Pline raconte qu’un peu avant son mariage avec Auguste Livie Drusilla, tranquillement assise à prendre l’air, vit tomber des cieux dans son giron une poule éblouissante de blancheur, qu’un aigle venait de laisser échapper. Émue, mais non troublée, elle admirait ce présage étrange, quand elle s’aperçut que la poule blanche tenait dans son bec un rameau de laurier chargé de graines.
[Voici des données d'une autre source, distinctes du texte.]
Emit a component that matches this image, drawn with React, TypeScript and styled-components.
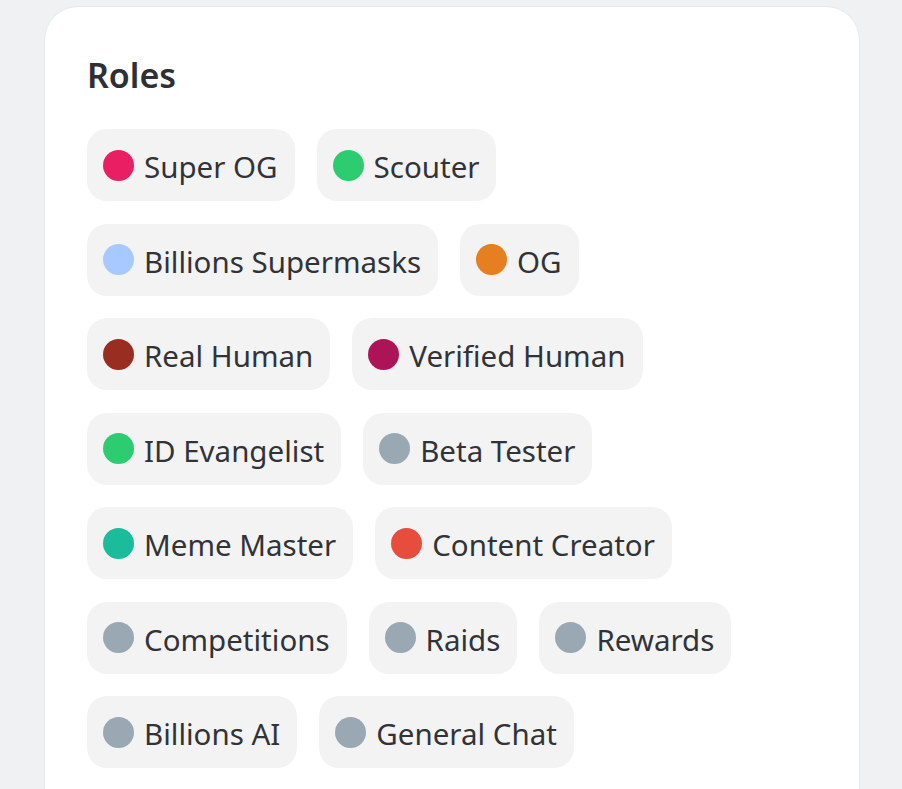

Les aruspices consultés déclarèrent que l’oiseau serait élevé à part ainsi que sa couvée, et la branche de laurier soigneusement plantée et surveillée. « L’expérience eut lieu dans la résidence impériale, dans un terrain situé tout près du Tibre, vers la neuvième borne de la voie flaminienne, et qu’on appelle encore aujourd’hui « le champ aux poules. » Quant au brin de laurier, la poussée tint du miracle, et bientôt ce fut tout un bois où l’empereur et ses successeurs vinrent s’approvisionner pour leurs triomphes. L’usage voulut aussi qu’on replantât les rameaux que les empereurs avaient portés à leur main pendant la cérémonie, et ces diverses souches formèrent à leur tour des bosquets qui furent désignés sous les divers noms des césars. Suétone, un demi-siècle après, reprend le mythe en le variant.

Les augures avaient donc parlé dès l’origine, et, s’ils eussent voulu mentir, Livie s’était comportée de manière à les en empêcher.